Product customization can involve multiple decisions, design revisions, and production steps, which can feel overwhelming without clear guidance. Custom Sock Lab simplifies the experience by breaking the process into straightforward stages that customers can easily understand. They make it easy to see how to move from a concept to a finished product.
This simplification allows the brand to remove uncertainty and helps customers move forward with confidence.
Source: customsocklab.com
Show, Don’t Just Tell
People process visual information quickly. While strong copy plays an important role in branding, images, videos, diagrams, and examples often communicate ideas faster.
When customers can see a product, service, or outcome in action, they spend less time imagining possibilities and more time evaluating whether the offer fits their needs.
To put this into practice:
- Select areas where customers commonly have questions or uncertainty.
- Instead of relying solely on written explanations, use visuals to provide answers.
- Product photos, before-and-after examples, screenshots, walkthrough videos, comparison charts, and case studies can all make information easier to understand. The goal is to reduce the effort required to picture the result.
- Match visuals with customer expectations. Generic stock photography rarely helps people understand what they’re buying. Real examples create stronger connections because they show actual outcomes.
- Demonstrate how your product works, how your service is delivered, or what customers can achieve after working with your business. Clear visual evidence helps support your message and improves comprehension across different audience types.
A brand that nails this method is Pergola Kits USA, a company that designs and sells ready-to-assemble pergola and pavilion kits for residential and commercial outdoor spaces.
Their website uses product imagery and visual examples to help visitors understand exactly what they can expect.
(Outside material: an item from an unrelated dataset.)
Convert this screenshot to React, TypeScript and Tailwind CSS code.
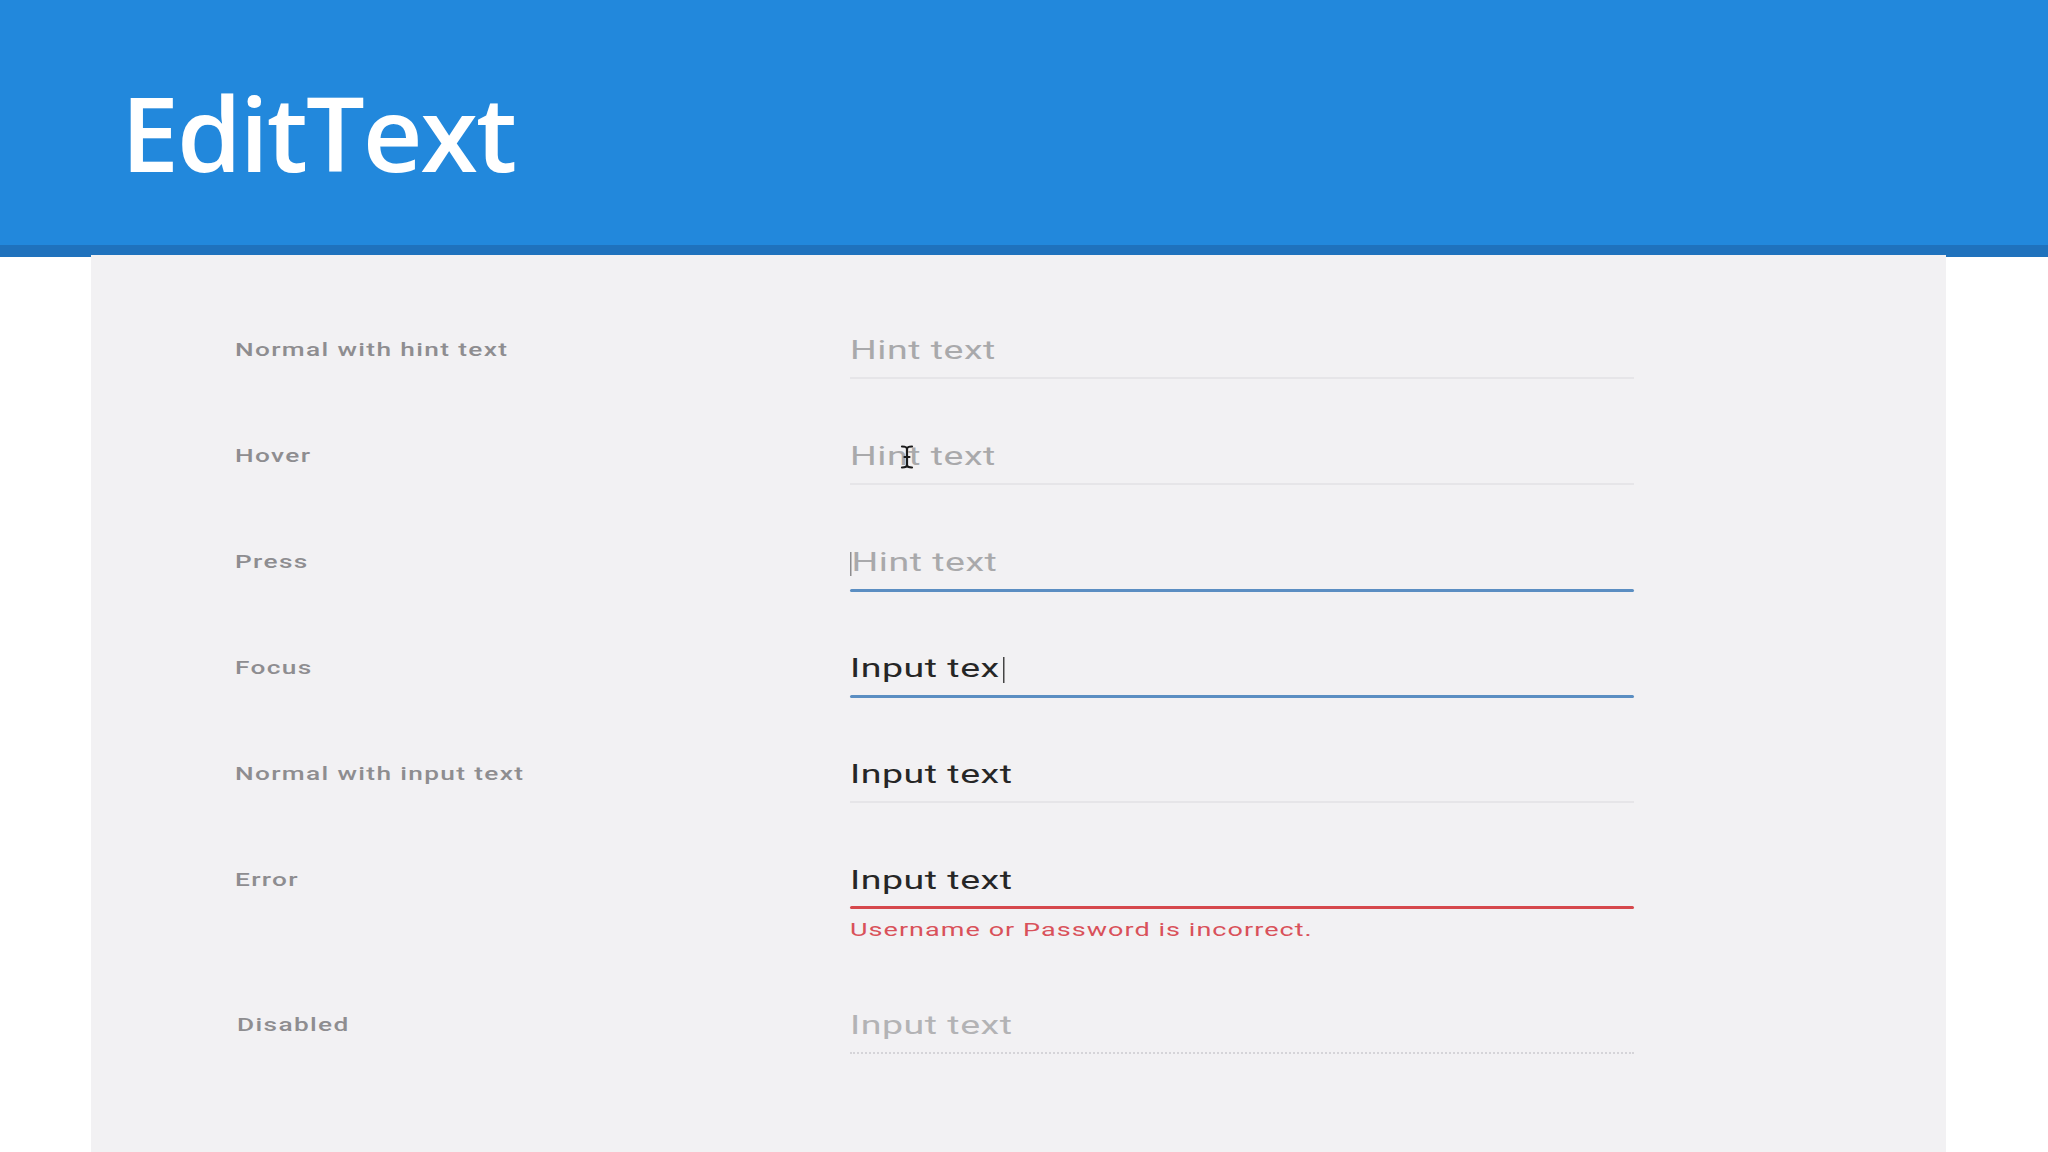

Instead of requiring customers to rely on descriptions alone, the brand shows completed structures in real-world settings. This gives visitors a quick insight into design options, installation outcomes, and potential uses.
This visual approach simplifies decision-making because customers can connect the product to their own space. It makes the offer easier to understand and easier to evaluate.
Source: pergolakitsusa.com
Create a Brand People Can Explain
Some brands gain attention through advertising, while others grow because customers can easily describe them to friends, colleagues, and online communities.
When people understand what a business does in a matter of seconds, they can repeat that message accurately. Clear, repeatable messaging improves recognition, strengthens word-of-mouth marketing, and helps potential customers remember your brand when they need a solution.
To put this into practice:
- Simplify your core message.
- Ask yourself how a customer would describe your business in a single sentence.
- Remove unnecessary jargon, broad promises, and complicated explanations.
- Focus on the specific service, product, or outcome you provide.
- Test your messaging with people outside your industry and ask them to summarize what your company does after a brief visit to your website. If their answers vary widely, your message likely needs refinement.
- Consistency also matters. Use the same core language across your homepage, product pages, social media profiles, and marketing materials.
- Repetition helps people remember key ideas and makes your brand easier to describe. Strong messaging gives customers a clear explanation they can confidently share with others.
Socialplug demonstrates this approach effectively. The brand operates in the social media growth services space, offering followers, subscribers, likes, views, and comments for various platforms.
Instead of relying on vague claims about helping customers achieve social media success, the brand communicates its services directly. They quickly tell you what is available and what you can purchase.
That straightforward approach turns a complex category into a simple value proposition. Customers can easily explain the service to someone else because the message is clear, specific, memorable, and easy to repeat across different online audiences.
Source: socialplug.io
Say Less, Communicate More
Complexity slows decisions. When users encounter too many elements on a page, they pause, scan without focus, and often leave before acting. Simple communication removes that friction and keeps attention on what matters.
Reducing cognitive load doesn’t just make your website more pleasant to browse. It strengthens your entire business pipeline, from that first curious touch all the way to a renewed commitment from a returning customer.
A mind at ease processes information faster, remembers your value longer, and decides more confidently.
To put this into practice:
- Audit every page of your site and remove anything that does not support a clear decision.
- Focus each section on one idea and avoid stacking multiple messages in the same space.
- Use short headings, direct language, and consistent layout patterns so users always know where to look next.
- Replace dense paragraphs with structured blocks that highlight key actions and outcomes.
- Limit visual noise by reducing unnecessary colors, fonts, and decorative elements that distract from the message.
- Test clarity by asking users to explain what your page offers after a short glance.
TeuxDeux, a to-do app and daily organizer, embodies this minimalist philosophy beautifully.
Its homepage uses minimal design with a few headlines and simple visuals that present the tool without distraction. Clean fonts, soft colors, and tons of whitespace guide attention toward the main message and reduce the effort needed to understand the product.
This structure helps visitors grasp value quickly and supports confident decision-making from the first visit onward. Every element reinforces simplicity, ensuring customers focus only on what the product does and how it helps them stay organized without distraction or confusion.
This keeps navigation straightforward and easy to follow across the entire experience for all users.
Source: teuxdeux.com
Final Thoughts
Clarity isn’t a finishing touch you apply after the real branding work is done. It is the actual work.
Every tactic we’ve explored here, from making your value obvious to saying less while communicating more, shares a common thread: respect for the person on the other side of the screen.
When you commit to being understood instead of just being impressive, you transform your brand from something people puzzle over into something they instantly recognize and trust. That trust compounds. Clear brands earn faster decisions, louder advocacy, and deeper loyalty because they never ask their audience to do the heavy lifting of interpretation.
Start anywhere. Rewrite one confusing headline. Strip one cluttered page. Ask one customer to describe what you do and listen to their words. Each small step toward clarity makes your brand easier to grasp, easier to share, and harder to forget.